Everyone remembers their first

Everybody remembers their first time. Right? No, not “that” first time. I mean the first autopsy you attended. My first was in 1982. I was new to the Crimes of Violence Unit.

After I had been in the assignment a week my phone rang about 10 p.m. and I was suddenly a real homicide detective. The case was simple enough so my boss, Sgt. Paul Thompson, made me the lead investigator.

A man strangled his wife, went for a walk, came home and called the police to report what he had done. Not to be callous, but this was a simple case for a rookie homicide detective to handle. It would be tough to screw this one up.
The husband’s motive floored me. He told the patrol officer he killed her because he thought she was the devil.

Actually, she was a pretty 23-year old pre-school teacher who also taught piano. The killer was a gentle, soft-spoken (kind of wimpy) 26-year old guy.

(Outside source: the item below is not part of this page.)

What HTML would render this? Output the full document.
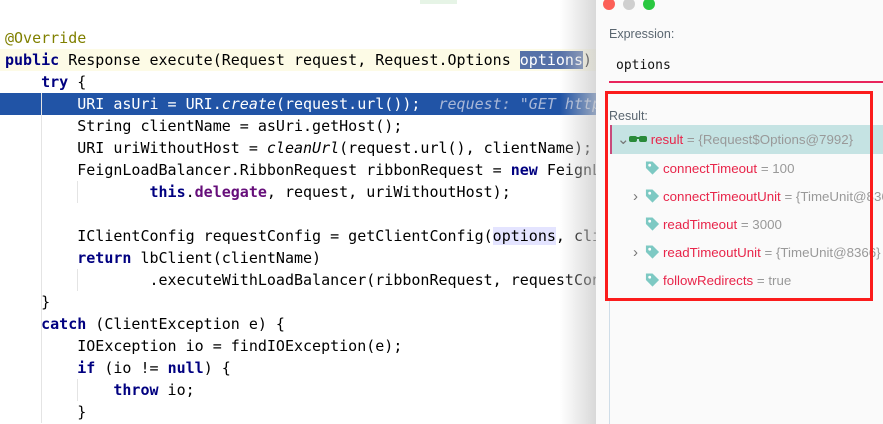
<!DOCTYPE html>
<html><head><meta charset="utf-8"><style>
*{margin:0;padding:0;box-sizing:border-box}
body{width:883px;height:424px;overflow:hidden;background:#fff;position:relative;font-family:"DejaVu Sans Mono","Liberation Mono",monospace}
.code{position:absolute;left:0;top:0;width:600px;height:424px;background:#fff}
.ln{position:absolute;left:5px;font-size:15px;line-height:22px;white-space:pre;color:#000;height:22px}
.kw{color:#000080;font-weight:bold}
.an{color:#808000}
.fld{color:#660e7a;font-weight:bold}
.it{font-style:italic}
.guide{position:absolute;width:1px;background:#e4e4e4}
.panel{position:absolute;left:596px;top:0;width:287px;height:424px;background:#fafafa}
.shadow{position:absolute;left:560px;top:0;width:36px;height:424px;background:linear-gradient(to right,rgba(255,255,255,0),rgba(200,200,200,.7))}
.sans{font-family:"Liberation Sans",sans-serif}
.dot{position:absolute;top:-2px;width:12px;height:12px;border-radius:50%}
.row{position:absolute;left:0;font-family:"Liberation Sans",sans-serif;font-size:13.3px;white-space:nowrap;color:#999;line-height:16px}
.row .n{color:#e8254a}
.tag{display:inline-block;width:15px;height:16px;vertical-align:-3px;margin-right:3px}
.arr{color:#777;font-size:15px;display:inline-block;width:12px}
</style></head><body>
<div class="code">
  <div class="ln" style="top:-16px;color:#888">                                              <span style="background:#e6f4e6">    </span></div>
  <div style="position:absolute;left:0;top:49px;width:600px;height:22px;background:#fdfbe6"></div>
  <div style="position:absolute;left:0;top:93px;width:600px;height:22px;background:#2154a6"></div>
  <div class="guide" style="left:41px;top:93px;height:330px"></div>
  <div class="guide" style="left:77px;top:181px;height:22px"></div>
  <div class="guide" style="left:77px;top:269px;height:22px"></div>
  <div class="guide" style="left:77px;top:379px;height:22px"></div>
  <div class="ln an" style="top:27px">@Override</div>
  <div class="ln" style="top:49px"><span class="kw">public</span> Response execute(Request request, Request.Options <span style="background:#5671a8;color:#fff">options</span>)</div>
  <div class="ln" style="top:71px">    <span class="kw">try</span> {</div>
  <div class="ln" style="top:93px;color:#fff">        URI asUri = URI.<span class="it">create</span>(request.url());  <span class="it" style="color:#a9b8d8">request: "GET http</span></div>
  <div class="ln" style="top:115px">        String clientName = asUri.getHost();</div>
  <div class="ln" style="top:137px">        URI uriWithoutHost = <span class="it">cleanUrl</span>(request.url(), clientName);</div>
  <div class="ln" style="top:159px">        FeignLoadBalancer.RibbonRequest ribbonRequest = <span class="kw">new</span> FeignL</div>
  <div class="ln" style="top:181px">                <span class="kw">this</span>.<span class="fld">delegate</span>, request, uriWithoutHost);</div>
  <div class="ln" style="top:225px">        IClientConfig requestConfig = getClientConfig(<span style="background:#e4e4ff">options</span>, cli</div>
  <div class="ln" style="top:247px">        <span class="kw">return</span> lbClient(clientName)</div>
  <div class="ln" style="top:269px">                .executeWithLoadBalancer(ribbonRequest, requestCon</div>
  <div class="ln" style="top:291px">    }</div>
  <div class="ln" style="top:313px">    <span class="kw">catch</span> (ClientException e) {</div>
  <div class="ln" style="top:335px">        IOException io = findIOException(e);</div>
  <div class="ln" style="top:357px">        <span class="kw">if</span> (io != <span class="kw">null</span>) {</div>
  <div class="ln" style="top:379px">            <span class="kw">throw</span> io;</div>
  <div class="ln" style="top:401px">        }</div>
</div>
<div class="shadow"></div>
<div class="panel">
  <div class="dot" style="left:7px;background:#fc5f57"></div>
  <div class="dot" style="left:27px;background:#cfcfcf"></div>
  <div class="dot" style="left:47px;background:#2ac840"></div>
  <div class="sans" style="position:absolute;left:13px;top:27px;font-size:12.5px;color:#5a6670">Expression:</div>
  <div style="position:absolute;left:20px;top:58px;font-size:13px;color:#111">options</div>
  <div style="position:absolute;left:13px;top:81px;width:274px;height:2px;background:#e8245c"></div>
  <div style="position:absolute;left:13px;top:298px;width:1px;height:126px;background:#cfdde8"></div>
  <div class="sans" style="position:absolute;left:13px;top:109px;font-size:12.5px;color:#5a6670">Result:</div>
  <div style="position:absolute;left:14px;top:125px;width:273px;height:29px;background:#c5e3e3;border-left:2px solid #c84a7a"></div>
</div>
<svg width="0" height="0" style="position:absolute"><defs>
<g id="tg"><path d="M1 1 L8 1 L15 8 L8 15 L1 8 Z" fill="#7dc9c3"/><circle cx="5" cy="5" r="1.5" fill="#fff"/></g>
</defs></svg>
<div class="row" style="left:617px;top:132px"><span class="arr">⌄</span><svg width="18" height="10" style="vertical-align:0"><rect x="0" y="2" width="8" height="6" rx="2" fill="#2a8a3a"/><rect x="10" y="2" width="8" height="6" rx="2" fill="#2a8a3a"/><rect x="7" y="3" width="4" height="2" fill="#2a8a3a"/></svg> <span class="n">result</span> = {Request$Options@7992}</div>
<div class="row" style="left:645px;top:160px"><svg class="tag" viewBox="0 0 16 16"><use href="#tg"/></svg><span class="n">connectTimeout</span> = 100</div>
<div class="row" style="left:633px;top:188px"><span class="arr">›</span><svg class="tag" viewBox="0 0 16 16"><use href="#tg"/></svg><span class="n">connectTimeoutUnit</span> = {TimeUnit@8366}</div>
<div class="row" style="left:645px;top:216px"><svg class="tag" viewBox="0 0 16 16"><use href="#tg"/></svg><span class="n">readTimeout</span> = 3000</div>
<div class="row" style="left:633px;top:244px"><span class="arr">›</span><svg class="tag" viewBox="0 0 16 16"><use href="#tg"/></svg><span class="n">readTimeoutUnit</span> = {TimeUnit@8366} "</div>
<div class="row" style="left:645px;top:272px"><svg class="tag" viewBox="0 0 16 16"><use href="#tg"/></svg><span class="n">followRedirects</span> = true</div>
<div style="position:absolute;left:605px;top:91px;width:268px;height:210px;border:3px solid #fb1c1c"></div>
</body></html>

Because of my Catholic seminary background, Sgt. Thompson thought the Satan angle was right up my alley. I went over every detail with the killer. I asked about any sight, sound, smell, words, or actions on her part that made him think she was the devil. Nothing he said made sense. In layman’s terms, I thought he was nuts.

We booked him and took the case to the D.A. who scheduled an immediate psychological exam in jail.

The doctor called me and said  “He’s nuts.”

I gave the phone number of the victim’s family in Colorado to the coroner’s investigator for the death notification.

“Our job is to notify the next of kin,” he said. “The killer is the next of kin. He already knows.”

So, I made my very first death notification, and it was traumatic for me, not to mention the poor family.

Because this was my case, I attended the autopsy. Actually, because I was the rookie I went to all of the autopsies that year whether they were mine or not. We worked all night and the autopsy was at 8 a.m. I was afraid I would get sick, faint, or just plain die and they would have to do an autopsy on me right after the victim.

Supervising lab technician Bill Johnson packed his photography suitcase and away we went to the coroner’s office.

The pathologist was the late Dr. Frank Raasch. That autopsy could have doubled as a medical school lecture. Dr. Raasch was thorough and meticulous. I was very impressed. He explained everything he did, taking care to allow for questions from me and to allow Bill Johnson to take the necessary photos.

I took notes for my report. Because it was a simple autopsy, Dr. Raasch completed it in about two hours. That is the norm. In complicated cases involving trace evidence and mysterious deaths, autopsies can sometimes take days.

Thoroughness is the order of the day. No pathologist likes to be second-guessed or proven wrong at a later date over something missed.

When we were done, I was exhausted. Previous fears of fainting aside, I was now hungry. So, Bill and I stopped for breakfast. I was pleasantly surprised that my appetite was intact. I demolished an omelet, orange wedges, hash browns, English muffin and a couple cups of coffee before heading back to the station.

The killer was found to be insane and was committed to a mental hospital. I never followed up on what became of him in this very sad case.

My first trip to the coroner’s office was memorable. The single-story facility was old, smelled bad, and cramped. Coroner Dave Stark was a former embalmer who was elected to the office. He did a good job with what he had. The board of supervisors didn’t give him enough money to run a top notch enterprise.